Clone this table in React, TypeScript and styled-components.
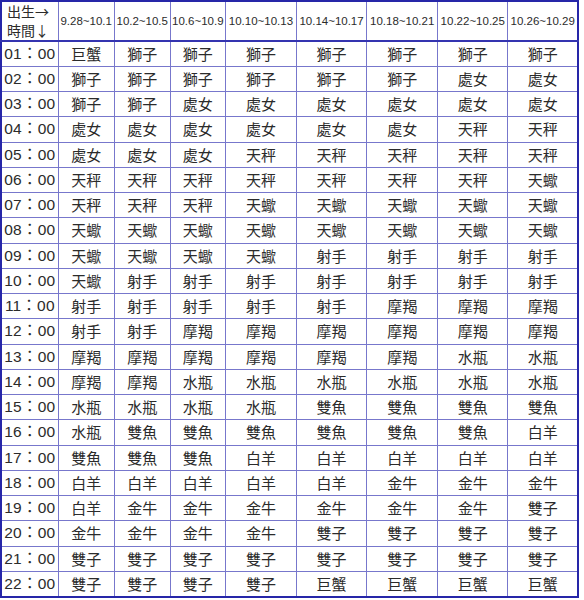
import styled, { createGlobalStyle } from "styled-components";

const GlobalStyle = createGlobalStyle`
  html, body {
    margin: 0;
    padding: 0;
    background: #ffffff;
  }
  body {
    font-family: "Liberation Sans", "Noto Sans CJK TC", sans-serif;
    color: #2b2b2b;
  }
`;

const Table = styled.table`
  table-layout: fixed;
  border-collapse: collapse;
  width: 579px;
  border: 2px solid #2626a8;
`;

const HeadRow = styled.tr`
  height: 39px;
  border-bottom: 2px solid #3434b0;
`;

const Row = styled.tr`
  height: 25.25px;
`;

const Cell = styled.td`
  border: 1px solid #7777cc;
  padding: 0;
  text-align: center;
  vertical-align: middle;
  font-family: "Noto Sans CJK TC", "Noto Sans CJK JP", sans-serif;
  font-weight: normal;
  font-size: 15px;
  line-height: 18px;
  color: #2b2b2b;
  white-space: nowrap;
  overflow: hidden;
`;

const TimeCell = styled(Cell)`
  font-family: "Liberation Sans", "Noto Sans CJK TC", sans-serif;
  font-size: 15.5px;
  letter-spacing: 0.2px;
`;

const CornerCell = styled(Cell)`
  text-align: left;
  padding-left: 5px;
`;

const CornerLine = styled.span`
  display: block;
  height: 19px;
  line-height: 19px;
  font-size: 14px;
  overflow: hidden;
`;

const DateCell = styled(Cell)`
  font-family: "Liberation Sans", sans-serif;
  font-size: 11.5px;
`;

const dates = [
  "9.28~10.1",
  "10.2~10.5",
  "10.6~10.9",
  "10.10~10.13",
  "10.14~10.17",
  "10.18~10.21",
  "10.22~10.25",
  "10.26~10.29",
];

const widths = [57, 56, 56, 55, 71, 70, 71, 70, 70];

const rows: string[] = [
  "巨蟹 獅子 獅子 獅子 獅子 獅子 獅子 獅子",
  "獅子 獅子 獅子 獅子 獅子 獅子 處女 處女",
  "獅子 獅子 處女 處女 處女 處女 處女 處女",
  "處女 處女 處女 處女 處女 處女 天秤 天秤",
  "處女 處女 處女 天秤 天秤 天秤 天秤 天秤",
  "天秤 天秤 天秤 天秤 天秤 天秤 天秤 天蠍",
  "天秤 天秤 天秤 天蠍 天蠍 天蠍 天蠍 天蠍",
  "天蠍 天蠍 天蠍 天蠍 天蠍 天蠍 天蠍 天蠍",
  "天蠍 天蠍 天蠍 天蠍 射手 射手 射手 射手",
  "天蠍 射手 射手 射手 射手 射手 射手 射手",
  "射手 射手 射手 射手 射手 摩羯 摩羯 摩羯",
  "射手 射手 摩羯 摩羯 摩羯 摩羯 摩羯 摩羯",
  "摩羯 摩羯 摩羯 摩羯 摩羯 摩羯 水瓶 水瓶",
  "摩羯 摩羯 水瓶 水瓶 水瓶 水瓶 水瓶 水瓶",
  "水瓶 水瓶 水瓶 水瓶 雙魚 雙魚 雙魚 雙魚",
  "水瓶 雙魚 雙魚 雙魚 雙魚 雙魚 雙魚 白羊",
  "雙魚 雙魚 雙魚 白羊 白羊 白羊 白羊 白羊",
  "白羊 白羊 白羊 白羊 白羊 金牛 金牛 金牛",
  "白羊 金牛 金牛 金牛 金牛 金牛 金牛 雙子",
  "金牛 金牛 金牛 金牛 雙子 雙子 雙子 雙子",
  "雙子 雙子 雙子 雙子 雙子 雙子 雙子 雙子",
  "雙子 雙子 雙子 雙子 巨蟹 巨蟹 巨蟹 巨蟹",
];

function hourLabel(i: number) {
  const h = String(i + 1).padStart(2, "0");
  return `${h}：00`;
}

export default function App() {
  return (
    <>
      <GlobalStyle />
      <Table>
        <colgroup>
          {widths.map((w, i) => (
            <col key={i} style={{ width: w }} />
          ))}
        </colgroup>
        <thead>
          <HeadRow>
            <CornerCell as="th">
              <CornerLine>出生→</CornerLine>
              <CornerLine>時間↓</CornerLine>
            </CornerCell>
            {dates.map((d) => (
              <DateCell as="th" key={d}>
                {d}
              </DateCell>
            ))}
          </HeadRow>
        </thead>
        <tbody>
          {rows.map((r, i) => (
            <Row key={i}>
              <TimeCell>{hourLabel(i)}</TimeCell>
              {r.split(" ").map((s, j) => (
                <Cell key={j}>{s}</Cell>
              ))}
            </Row>
          ))}
        </tbody>
      </Table>
    </>
  );
}
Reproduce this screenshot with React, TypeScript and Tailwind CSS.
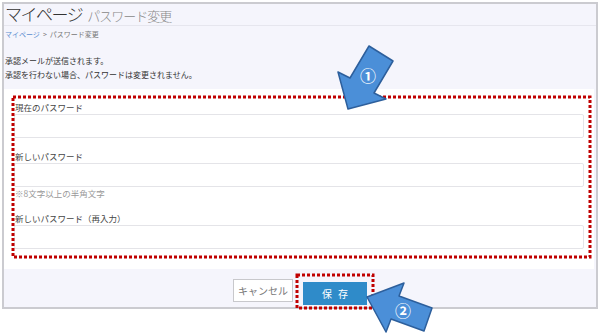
import type { ReactNode } from 'react';

const JP = "font-['Noto_Sans_CJK_JP','Noto_Sans',sans-serif]";

// red dotted annotation frame drawn over its parent
function DottedFrame({ className }: { className: string }) {
  return (
    <svg className={`absolute pointer-events-none overflow-visible ${className}`}>
      <rect x="0" y="0" width="100%" height="100%" fill="none" stroke="#c00000" strokeWidth="3" strokeDasharray="3 2" />
    </svg>
  );
}

function Field({ label, pad, children }: { label: string; pad: string; children?: ReactNode }) {
  return (
    <>
      <div className={`pl-[1px] text-[8.5px] leading-[12px] text-[#444] ${pad}`}>{label}</div>
      <div className="h-[24px] rounded-[2px] border border-[#e4e4e8] bg-white" />
      {children}
    </>
  );
}

export default function App() {
  return (
    <div className={`relative w-[600px] h-[333px] overflow-hidden bg-white ${JP}`}>
      <div className="ml-[2px] mt-[2px] w-[596px] h-[307px] border-2 border-[#cbcbd0] bg-[#f5f5fc] flex flex-col">
        {/* Title */}
        <div className="h-[22px] border-b border-[#e6e6ee] pl-[1px] flex items-baseline gap-[5px]">
          <span className="text-[17px] leading-[19px] tracking-[-1.5px] font-light text-[#333]">マイページ</span>
          <span className="text-[13px] leading-[19px] tracking-[-1px] font-light text-[#888]">パスワード変更</span>
        </div>

        {/* Breadcrumb */}
        <div className="mt-[3px] pl-[1px] text-[7px] leading-[10px] text-[#777]">
          <span className="text-[#5b8ed0]">マイページ</span>
          <span className="mx-[3px]">&gt;</span>
          <span>パスワード変更</span>
        </div>

        <div className="mt-[15px] pl-[1px] text-[8px] leading-[14px] text-[#333]">
          <p>承認メールが送信されます。</p>
          <p>承認を行わない場合、パスワードは変更されません。</p>
        </div>

        {/* Form panel */}
        <div className="mt-[7px] mr-[2px] bg-white pt-[6px] pb-[11px] pl-[7px] pr-[3px]">
          <div className="relative p-[3px]">
            <DottedFrame className="inset-[1.5px] w-[calc(100%-3px)] h-[calc(100%-3px)]" />
            <div className="pr-[4px] pb-[6px] flex flex-col">
              <Field label="現在のパスワード" pad="pt-[3px] pb-[1px]" />
              <Field label="新しいパスワード" pad="pt-[12px] pb-[1px]">
                <div className="pl-[1px] text-[8.5px] leading-[12px] text-[#999]">※8文字以上の半角文字</div>
              </Field>
              <Field label="新しいパスワード（再入力）" pad="pt-[13px] pb-[1px]" />
            </div>
          </div>
        </div>

        {/* Buttons */}
        <div className="pt-[10px] flex justify-center gap-[10px]">
          <button className="w-[60px] h-[23px] border border-[#c8c8cc] bg-white text-[10px] text-[#777]">キャンセル</button>
          <span className="relative">
            <button className="w-[64px] h-[23px] bg-[#2f8bc9] text-[10px] text-white tracking-[6px] pl-[6px]">保存</button>
            <DottedFrame className="-left-[6.5px] -top-[4.5px] w-[76px] h-[33px]" />
          </span>
        </div>
      </div>

      {/* Callout arrows */}
      <svg className="absolute inset-0 pointer-events-none" width="600" height="333">
        <polygon
          points="369,46 393,61 374,93 386,99 348,109 338,72 350,78"
          fill="#4b8fd8"
          stroke="#2d5f9c"
          strokeWidth="1.5"
          strokeLinejoin="round"
        />
        <text x="368" y="75" fill="white" fontSize="16" fontWeight="bold" textAnchor="middle" dominantBaseline="central" fontFamily="Noto Sans CJK JP">①</text>
        <polygon
          points="367,297 404,283 399,296 432,308 424,331 391,319 386,332"
          fill="#4b8fd8"
          stroke="#2d5f9c"
          strokeWidth="1.5"
          strokeLinejoin="round"
        />
        <text x="403" y="310" fill="white" fontSize="16" fontWeight="bold" textAnchor="middle" dominantBaseline="central" fontFamily="Noto Sans CJK JP">②</text>
      </svg>
    </div>
  );
}
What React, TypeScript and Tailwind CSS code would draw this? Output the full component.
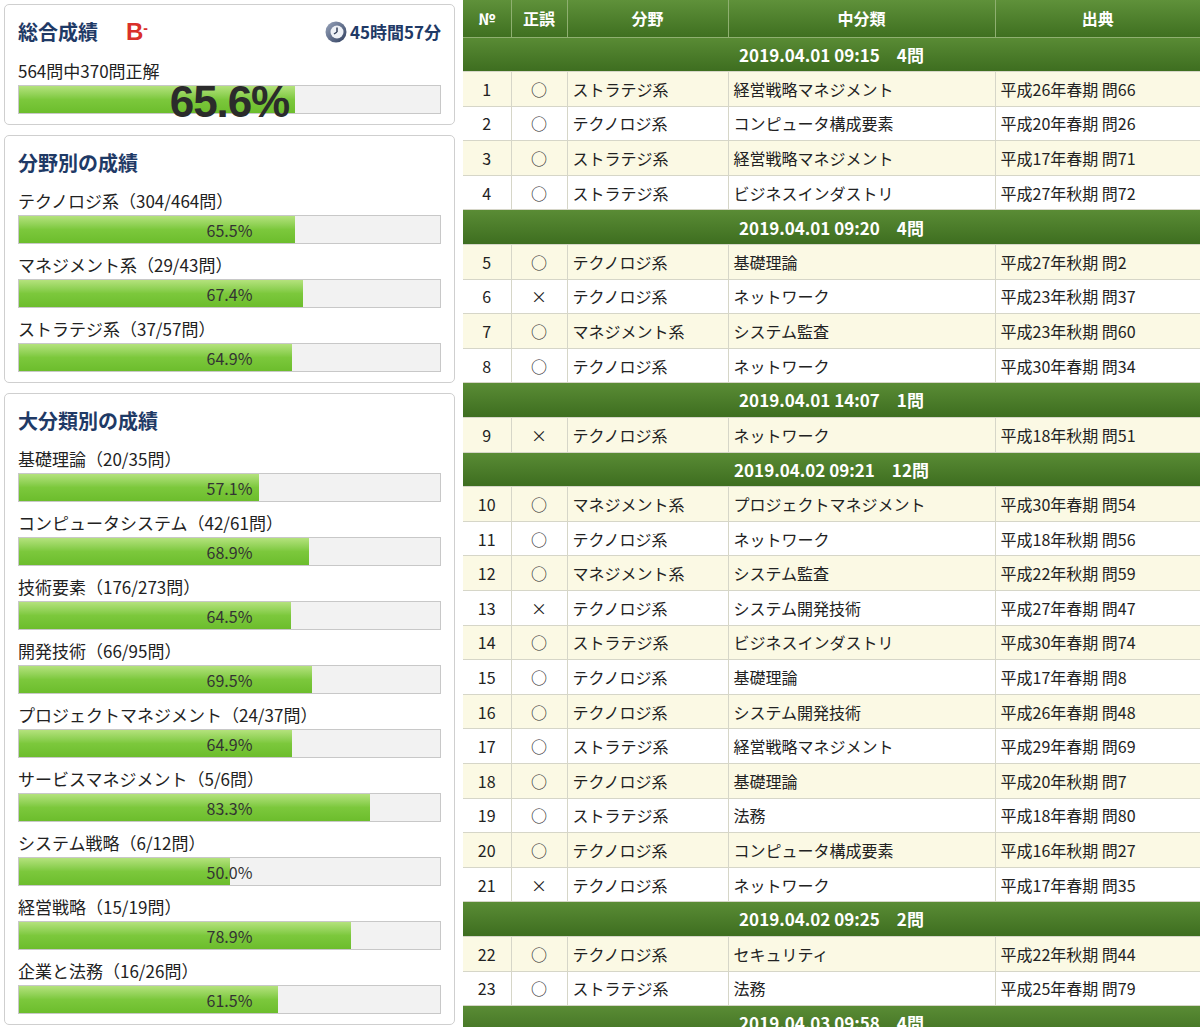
const font = { fontFamily: '"Noto Sans CJK JP", "Noto Sans", sans-serif' }

const fields = [
  ["テクノロジ系（304/464問）", 65.5],
  ["マネジメント系（29/43問）", 67.4],
  ["ストラテジ系（37/57問）", 64.9],
] as const

const cats = [
  ["基礎理論（20/35問）", 57.1],
  ["コンピュータシステム（42/61問）", 68.9],
  ["技術要素（176/273問）", 64.5],
  ["開発技術（66/95問）", 69.5],
  ["プロジェクトマネジメント（24/37問）", 64.9],
  ["サービスマネジメント（5/6問）", 83.3],
  ["システム戦略（6/12問）", 50.0],
  ["経営戦略（15/19問）", 78.9],
  ["企業と法務（16/26問）", 61.5],
] as const

type Row = [number, string, string, string, string]
const groups: { title: string; rows: Row[] }[] = [
  { title: "2019.04.01 09:15　4問", rows: [
    [1, "○", "ストラテジ系", "経営戦略マネジメント", "平成26年春期 問66"],
    [2, "○", "テクノロジ系", "コンピュータ構成要素", "平成20年春期 問26"],
    [3, "○", "ストラテジ系", "経営戦略マネジメント", "平成17年春期 問71"],
    [4, "○", "ストラテジ系", "ビジネスインダストリ", "平成27年秋期 問72"],
  ]},
  { title: "2019.04.01 09:20　4問", rows: [
    [5, "○", "テクノロジ系", "基礎理論", "平成27年秋期 問2"],
    [6, "×", "テクノロジ系", "ネットワーク", "平成23年秋期 問37"],
    [7, "○", "マネジメント系", "システム監査", "平成23年秋期 問60"],
    [8, "○", "テクノロジ系", "ネットワーク", "平成30年春期 問34"],
  ]},
  { title: "2019.04.01 14:07　1問", rows: [
    [9, "×", "テクノロジ系", "ネットワーク", "平成18年秋期 問51"],
  ]},
  { title: "2019.04.02 09:21　12問", rows: [
    [10, "○", "マネジメント系", "プロジェクトマネジメント", "平成30年春期 問54"],
    [11, "○", "テクノロジ系", "ネットワーク", "平成18年秋期 問56"],
    [12, "○", "マネジメント系", "システム監査", "平成22年秋期 問59"],
    [13, "×", "テクノロジ系", "システム開発技術", "平成27年春期 問47"],
    [14, "○", "ストラテジ系", "ビジネスインダストリ", "平成30年春期 問74"],
    [15, "○", "テクノロジ系", "基礎理論", "平成17年春期 問8"],
    [16, "○", "テクノロジ系", "システム開発技術", "平成26年春期 問48"],
    [17, "○", "ストラテジ系", "経営戦略マネジメント", "平成29年春期 問69"],
    [18, "○", "テクノロジ系", "基礎理論", "平成20年秋期 問7"],
    [19, "○", "ストラテジ系", "法務", "平成18年春期 問80"],
    [20, "○", "テクノロジ系", "コンピュータ構成要素", "平成16年秋期 問27"],
    [21, "×", "テクノロジ系", "ネットワーク", "平成17年春期 問35"],
  ]},
  { title: "2019.04.02 09:25　2問", rows: [
    [22, "○", "テクノロジ系", "セキュリティ", "平成22年秋期 問44"],
    [23, "○", "ストラテジ系", "法務", "平成25年春期 問79"],
  ]},
  { title: "2019.04.03 09:58　4問", rows: [] },
]

function Bar({ pct, big }: { pct: number; big?: boolean }) {
  return (
    <div className="relative h-[29px] border border-[#c8c8c8] bg-[#f2f2f2]">
      <div
        className="h-full bg-gradient-to-b from-[#b4e27c] via-[#7cc83c] to-[#6cbd2c]"
        style={{ width: `${pct}%` }}
      />
      {big ? (
        <div className="absolute inset-x-0 top-[-6px] text-center text-[44px] font-bold leading-none text-[#2b2b2b] tracking-tight" style={{ fontFamily: '"Liberation Sans", sans-serif' }}>
          {pct.toFixed(1)}%
        </div>
      ) : (
        <div className="absolute inset-0 flex items-center justify-center text-[16px] text-[#333]">{pct.toFixed(1)}%</div>
      )}
    </div>
  )
}

function Stat({ label, pct }: { label: string; pct: number }) {
  return (
    <div className="mt-[7px]">
      <div className="text-[17px] leading-[28px] text-[#222]">{label}</div>
      <Bar pct={pct} />
    </div>
  )
}

function Panel({ title, children }: { title: string; children: React.ReactNode }) {
  return (
    <div className="rounded-[5px] border border-[#cfcfcf] bg-white px-[13px] pt-[10px] pb-[10px]">
      <div className="text-[20px] font-bold text-[#1f3a66] leading-[34px]">{title}</div>
      {children}
    </div>
  )
}

function Clock() {
  return (
    <svg width="22" height="22" viewBox="0 0 22 22">
      <defs>
        <linearGradient id="cg" x1="0" y1="0" x2="1" y2="1">
          <stop offset="0" stopColor="#9aa6bd" />
          <stop offset="1" stopColor="#2f3e5e" />
        </linearGradient>
      </defs>
      <circle cx="11" cy="11" r="10.5" fill="url(#cg)" />
      <circle cx="12" cy="11" r="6.5" fill="#eef1f6" />
      <path d="M12 11 L12 6.5 M12 11 L9 13" stroke="#34405a" strokeWidth="1.5" />
    </svg>
  )
}

export default function App() {
  return (
    <div className="flex w-[1200px] h-[1027px] overflow-hidden bg-white" style={font}>
      <div className="w-[463px] shrink-0 flex flex-col gap-[10px] pl-[4px] pr-[8px] pt-[4px]">
        <div className="rounded-[5px] border border-[#cfcfcf] bg-white px-[13px] pt-[12px] pb-[10px]">
          <div className="flex items-center">
            <span className="text-[20px] font-bold text-[#1f3a66]">総合成績</span>
            <span className="ml-[28px] text-[24px] font-bold text-[#d9302a] leading-none" style={{ fontFamily: '"Liberation Sans", sans-serif' }}>B<sup className="text-[14px]">-</sup></span>
            <span className="ml-auto flex items-center gap-[3px] text-[17px] font-bold text-[#1f3a66]"><Clock />45時間57分</span>
          </div>
          <div className="text-[17px] leading-[28px] text-[#222] mt-[10px]">564問中370問正解</div>
          <Bar pct={65.6} big />
        </div>
        <Panel title="分野別の成績">
          {fields.map(([l, p]) => <Stat key={l} label={l} pct={p} />)}
        </Panel>
        <Panel title="大分類別の成績">
          {cats.map(([l, p]) => <Stat key={l} label={l} pct={p} />)}
        </Panel>
      </div>
      <div className="flex-1">
        <table className="w-full border-collapse text-[16px] text-[#222]">
          <colgroup>
            <col className="w-[48px]" /><col className="w-[56px]" /><col className="w-[161px]" /><col className="w-[267px]" /><col />
          </colgroup>
          <thead>
            <tr className="h-[37px] bg-gradient-to-b from-[#5f913a] to-[#3f7020] text-white font-bold">
              {["№", "正誤", "分野", "中分類", "出典"].map(h => (
                <th key={h} className="border-r border-[#8fb070] last:border-r-0 font-bold text-[16px]">{h}</th>
              ))}
            </tr>
          </thead>
          <tbody>
            {groups.map(g => (
              <>
                <tr key={g.title} className="h-[34.6px] bg-gradient-to-b from-[#5a8c35] to-[#3d6d1f] text-white">
                  <td colSpan={5} className="text-center font-bold border-t border-[#8fb070] text-[17px] py-0">{g.title}</td>
                </tr>
                {g.rows.map((r, i) => (
                  <tr key={r[0]} className={`h-[34.6px] ${i % 2 === 0 ? "bg-[#fbf9e4]" : "bg-white"}`}>
                    <td className="text-center border border-[#d6d6c8] border-l-0 py-0">{r[0]}</td>
                    <td className="text-center border border-[#d6d6c8] py-0">{r[1]}</td>
                    <td className="px-[5px] border border-[#d6d6c8] py-0">{r[2]}</td>
                    <td className="px-[5px] border border-[#d6d6c8] py-0">{r[3]}</td>
                    <td className="px-[5px] border border-[#d6d6c8] border-r-0 py-0">{r[4]}</td>
                  </tr>
                ))}
              </>
            ))}
          </tbody>
        </table>
      </div>
    </div>
  )
}
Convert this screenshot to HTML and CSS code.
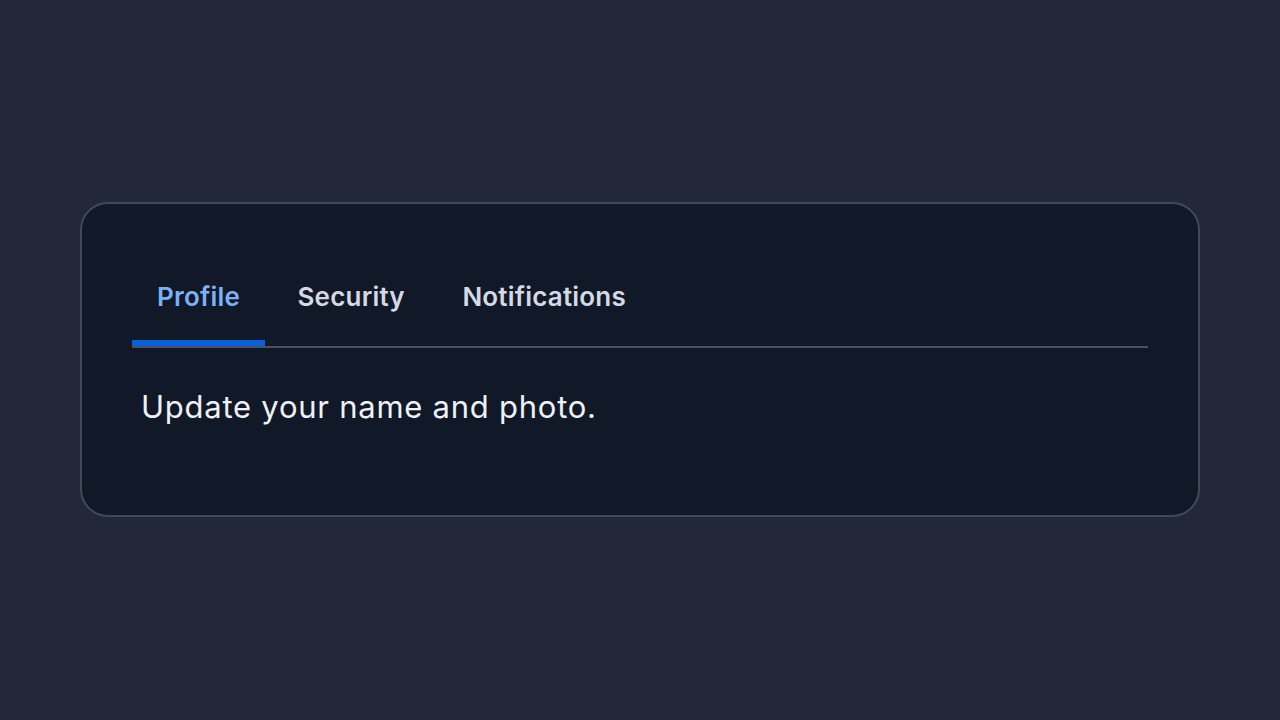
FILE: index.html
```html
<!DOCTYPE html>
<html lang="en">
<head>
<meta charset="utf-8">
<title>Tabs</title>
<link rel="stylesheet" href="styles.css">
</head>
<body>
<main class="page">
  <section class="card">
    <div class="tablist" role="tablist">
      <button class="tab active" role="tab" aria-selected="true">Profile</button>
      <button class="tab" role="tab" aria-selected="false">Security</button>
      <button class="tab" role="tab" aria-selected="false">Notifications</button>
    </div>
    <div class="panel" role="tabpanel">
      <p class="panel-text">Update your name and photo.</p>
    </div>
  </section>
</main>
</body>
</html>
```

FILE: styles.css
```css
* { box-sizing: border-box; }
html, body { margin: 0; padding: 0; }
body {
  background: #222839;
  font-family: Inter, "Noto Sans", sans-serif;
  width: 1280px;
  height: 720px;
  overflow: hidden;
}
.page {
  padding: 202px 80px 0 80px;
}
.card {
  background: #111827;
  border: 2px solid #3f4a5d;
  border-radius: 28px;
  padding: 50px 50px 50px 50px;
  height: 315px;
}
.tablist {
  display: flex;
  gap: 8px;
  border-bottom: 2px solid #465366;
}
.tab {
  appearance: none;
  background: none;
  border: 0;
  margin: 0;
  font-family: inherit;
  font-size: 26px;
  font-weight: 600;
  letter-spacing: 0.2px;
  color: #d4d9e3;
  height: 92px;
  padding: 0 24.5px 6px 25px;
  line-height: 32px;
  position: relative;
  cursor: pointer;
}
.tab.active { color: #7db0f6; }
.tab.active::after {
  content: "";
  position: absolute;
  left: 0;
  right: 0;
  bottom: 0;
  height: 6px;
  background: #0a5fdc;
}
.panel {
  padding: 35px 9px 0 9px;
}
.panel-text {
  margin: 0;
  font-size: 31px;
  line-height: 48px;
  color: #eef1f6;
  letter-spacing: 0.75px;
}
```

[TASK PROMPT] Copy every line that contains the string "full".

[RESULT OF THE TASK]
What React, TypeScript and Tailwind CSS code would draw this? Output the full component.
        className="h-full bg-gradient-to-b from-[#b4e27c] via-[#7cc83c] to-[#6cbd2c]"
        <table className="w-full border-collapse text-[16px] text-[#222]">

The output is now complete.